Várias mulheres acusaram o médium de abusos sexuais. Os depoimentos de algumas delas foram veiculados nos programas Conversa com Bial, Jornal Anhanguera e Fantástico. Uma das mulheres que relatou ter sido vítima do médium contou que foi abusada cerca de 20 vezes entre 2009 e 2010. A entrevista exclusiva dela foi veiculada pelo Fantástico neste domingo (23). Ela mostrou os registros que fez da época em um diário.

Outra mulher que contou ter sido abusada por João de Deus foi a engenheira Gleice Lima. Ela disse que chegou a ser ameaçada por ele, que o viu escondendo uma arma certa vez e que acredita que ele lucrava com garimpos ilegais.

Prisão e investigação

João de Deus está preso desde o dia 16 de dezembro, quando se entregou à Polícia Civil. Ele tem dois mandados de prisão: um por suspeita de abusos sexuais contra mulheres e outro por posse ilegal de arma de fogo, que foram descobertas na casa dele, junto com R$ 1,6 milhão, medicamentos e pedras preciosas.

Segundo a Polícia Civil, os armamentos não têm registro e um deles está com a numeração raspada. Além disso, João de Deus não tem permissão para posse de arma. A defesa de João de Deus, que sempre negou as acusações de crimes sexuais, criticou a decretação das buscas e prisão por posse ilegal de arma.

O médium já prestou depoimento à Polícia Civil de Goiás, mas deve ser ouvido novamente pela própria corporação e pelo MP-GO. O órgão pretende realizar o interrogatório do médium nesta semana e, em seguida, denunciá-lo. João de Deus foi indiciado por violência sexual mediante fraude no primeiro inquérito fechado pela Polícia Civil. O documento se baseia no relato de uma mulher de 39 anos que denunciou um abuso cometido por João de Deus contra ela no último dia 24 de outubro, quando ela procurou atendimento espiritual na Casa Dom Inácio de Loyola, em Abadiânia, onde ele era o líder espiritual.

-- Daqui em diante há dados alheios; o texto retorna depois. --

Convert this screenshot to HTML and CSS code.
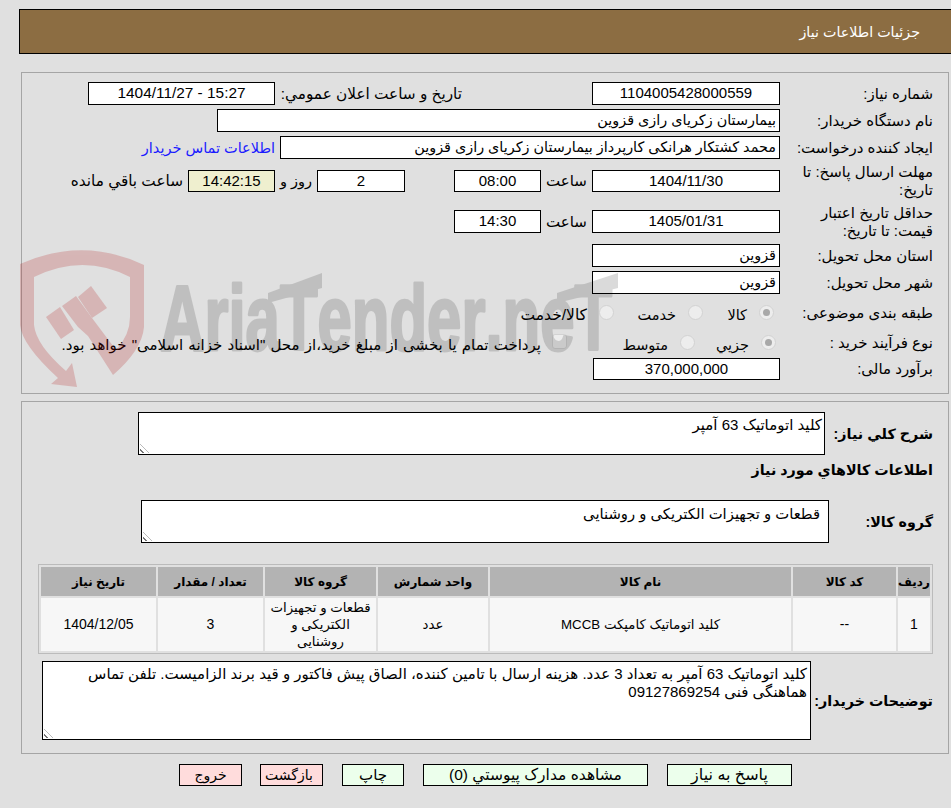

Além deste caso, os promotores pretendem juntar mais três para oferecer a primeira denúncia contra o médium: um caso de estupro de vulnerável e outros dois de violação sexual mediante fraude. Essas três vítimas, conforme o MP-GO, foram ouvidas pelo órgão e relataram abusos ocorridos ainda este ano.

Bens e propriedades

Durante depoimento à Polícia Civil, João de Deus declarou que sua profissão é de “empresário” e que ele administra sete fazendas em Goiás, que rendem a ele R$ 60 mil. Também de acordo com o relato do médium, ele não sabe contabilizar quantos carros tem e disse ter ainda “várias” casas. Vídeos divulgados com exclusividade pelo Fantástico mostram o interior da casa dele em Anápolis, a 55 km de Goiânia. As imagens revelam um imóvel de dois andares, quatro quartos, uma suíte com hidromassagem e um elevador. No local também foi localizado uma espécie de porão escondido, acessado pelo fundo falso de um armário.

Nos endereços ligados ao médium, a Polícia Civil já apreendeu R$ 1,6 milhão em espécie, seis armas de fogo e dezenas de pedras que parecem ser preciosas, mas estão sendo analisadas pela perícia. A defesa do médium disse que a explicação para tanto dinheiro são doações que ele foi acumulando ao longo de 40 anos. Já os esconderijos existiam, segundo o advogado, por medo de assalto, crime do qual o médium já foi vítima.